* **WHAT TO DO**: Output the data word for word, dropping every image.
-------
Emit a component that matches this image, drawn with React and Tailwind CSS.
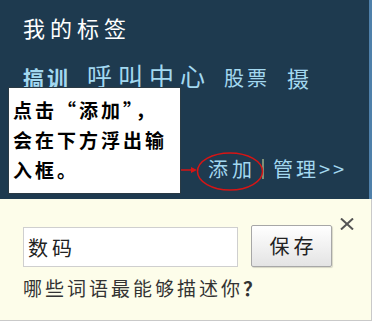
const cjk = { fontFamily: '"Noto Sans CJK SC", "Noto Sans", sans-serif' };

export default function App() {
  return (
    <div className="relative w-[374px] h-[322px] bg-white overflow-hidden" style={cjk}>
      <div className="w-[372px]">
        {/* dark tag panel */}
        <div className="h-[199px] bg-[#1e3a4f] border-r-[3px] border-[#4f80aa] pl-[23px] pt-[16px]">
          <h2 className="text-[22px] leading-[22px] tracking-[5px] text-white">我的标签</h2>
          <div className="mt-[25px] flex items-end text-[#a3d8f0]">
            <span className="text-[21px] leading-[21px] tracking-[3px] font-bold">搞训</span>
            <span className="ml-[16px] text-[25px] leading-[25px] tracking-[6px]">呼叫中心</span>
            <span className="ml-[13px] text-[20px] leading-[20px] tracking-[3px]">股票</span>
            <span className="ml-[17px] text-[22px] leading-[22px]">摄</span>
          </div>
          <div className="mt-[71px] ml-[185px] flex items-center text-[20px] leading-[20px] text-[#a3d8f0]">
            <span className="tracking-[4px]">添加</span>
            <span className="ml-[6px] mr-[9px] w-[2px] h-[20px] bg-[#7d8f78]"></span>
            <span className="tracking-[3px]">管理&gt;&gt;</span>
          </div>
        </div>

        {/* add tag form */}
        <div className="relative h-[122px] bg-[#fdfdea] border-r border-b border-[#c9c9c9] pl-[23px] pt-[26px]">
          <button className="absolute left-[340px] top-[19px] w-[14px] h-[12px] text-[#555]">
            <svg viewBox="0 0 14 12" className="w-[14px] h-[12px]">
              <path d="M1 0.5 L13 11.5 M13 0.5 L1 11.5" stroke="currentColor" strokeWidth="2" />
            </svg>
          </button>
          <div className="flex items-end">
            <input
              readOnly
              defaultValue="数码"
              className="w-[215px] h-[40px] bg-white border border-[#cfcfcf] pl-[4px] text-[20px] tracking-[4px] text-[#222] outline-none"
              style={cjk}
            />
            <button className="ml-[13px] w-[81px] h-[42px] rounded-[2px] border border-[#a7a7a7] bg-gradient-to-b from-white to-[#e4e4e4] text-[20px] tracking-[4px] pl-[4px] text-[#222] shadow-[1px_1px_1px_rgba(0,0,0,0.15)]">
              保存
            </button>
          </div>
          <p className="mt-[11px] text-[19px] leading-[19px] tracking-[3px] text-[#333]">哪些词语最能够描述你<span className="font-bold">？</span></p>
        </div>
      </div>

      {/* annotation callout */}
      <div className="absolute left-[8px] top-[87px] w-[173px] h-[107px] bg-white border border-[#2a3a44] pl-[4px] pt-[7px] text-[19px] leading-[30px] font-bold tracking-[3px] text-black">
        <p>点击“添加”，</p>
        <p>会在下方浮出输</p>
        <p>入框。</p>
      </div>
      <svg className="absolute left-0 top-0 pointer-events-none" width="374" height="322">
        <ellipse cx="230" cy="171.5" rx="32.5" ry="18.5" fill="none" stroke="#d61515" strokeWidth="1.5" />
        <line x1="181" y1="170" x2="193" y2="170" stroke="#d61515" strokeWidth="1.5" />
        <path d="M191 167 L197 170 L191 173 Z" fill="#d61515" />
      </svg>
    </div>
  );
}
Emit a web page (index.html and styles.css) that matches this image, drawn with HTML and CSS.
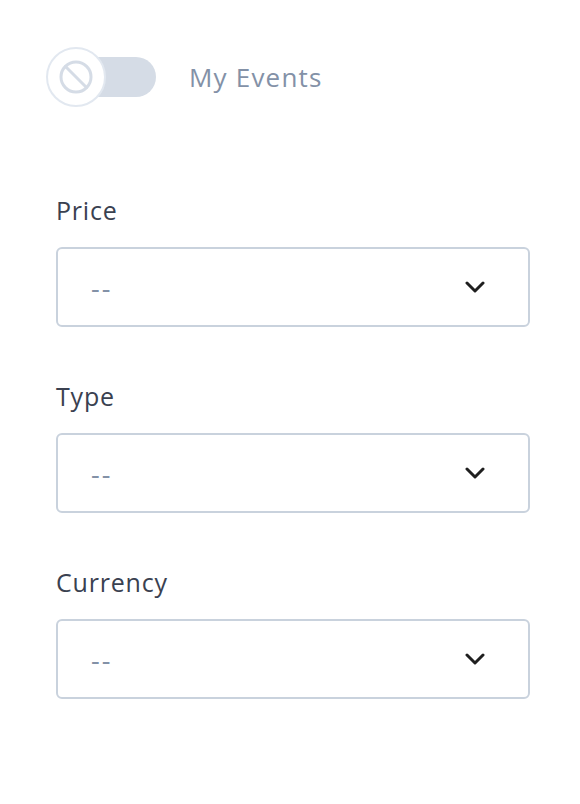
-------
* **ANSWER TO THE PROBLEM**:
Emit a component that matches this image, drawn with React and Tailwind CSS.
const cjk = { fontFamily: '"Noto Sans CJK SC", "Noto Sans", sans-serif' };

export default function App() {
  return (
    <div className="relative w-[374px] h-[322px] bg-white overflow-hidden" style={cjk}>
      <div className="w-[372px]">
        {/* dark tag panel */}
        <div className="h-[199px] bg-[#1e3a4f] border-r-[3px] border-[#4f80aa] pl-[23px] pt-[16px]">
          <h2 className="text-[22px] leading-[22px] tracking-[5px] text-white">我的标签</h2>
          <div className="mt-[25px] flex items-end text-[#a3d8f0]">
            <span className="text-[21px] leading-[21px] tracking-[3px] font-bold">搞训</span>
            <span className="ml-[16px] text-[25px] leading-[25px] tracking-[6px]">呼叫中心</span>
            <span className="ml-[13px] text-[20px] leading-[20px] tracking-[3px]">股票</span>
            <span className="ml-[17px] text-[22px] leading-[22px]">摄</span>
          </div>
          <div className="mt-[71px] ml-[185px] flex items-center text-[20px] leading-[20px] text-[#a3d8f0]">
            <span className="tracking-[4px]">添加</span>
            <span className="ml-[6px] mr-[9px] w-[2px] h-[20px] bg-[#7d8f78]"></span>
            <span className="tracking-[3px]">管理&gt;&gt;</span>
          </div>
        </div>

        {/* add tag form */}
        <div className="relative h-[122px] bg-[#fdfdea] border-r border-b border-[#c9c9c9] pl-[23px] pt-[26px]">
          <button className="absolute left-[340px] top-[19px] w-[14px] h-[12px] text-[#555]">
            <svg viewBox="0 0 14 12" className="w-[14px] h-[12px]">
              <path d="M1 0.5 L13 11.5 M13 0.5 L1 11.5" stroke="currentColor" strokeWidth="2" />
            </svg>
          </button>
          <div className="flex items-end">
            <input
              readOnly
              defaultValue="数码"
              className="w-[215px] h-[40px] bg-white border border-[#cfcfcf] pl-[4px] text-[20px] tracking-[4px] text-[#222] outline-none"
              style={cjk}
            />
            <button className="ml-[13px] w-[81px] h-[42px] rounded-[2px] border border-[#a7a7a7] bg-gradient-to-b from-white to-[#e4e4e4] text-[20px] tracking-[4px] pl-[4px] text-[#222] shadow-[1px_1px_1px_rgba(0,0,0,0.15)]">
              保存
            </button>
          </div>
          <p className="mt-[11px] text-[19px] leading-[19px] tracking-[3px] text-[#333]">哪些词语最能够描述你<span className="font-bold">？</span></p>
        </div>
      </div>

      {/* annotation callout */}
      <div className="absolute left-[8px] top-[87px] w-[173px] h-[107px] bg-white border border-[#2a3a44] pl-[4px] pt-[7px] text-[19px] leading-[30px] font-bold tracking-[3px] text-black">
        <p>点击“添加”，</p>
        <p>会在下方浮出输</p>
        <p>入框。</p>
      </div>
      <svg className="absolute left-0 top-0 pointer-events-none" width="374" height="322">
        <ellipse cx="230" cy="171.5" rx="32.5" ry="18.5" fill="none" stroke="#d61515" strokeWidth="1.5" />
        <line x1="181" y1="170" x2="193" y2="170" stroke="#d61515" strokeWidth="1.5" />
        <path d="M191 167 L197 170 L191 173 Z" fill="#d61515" />
      </svg>
    </div>
  );
}
Emit a web page (index.html and styles.css) that matches this image, drawn with HTML and CSS.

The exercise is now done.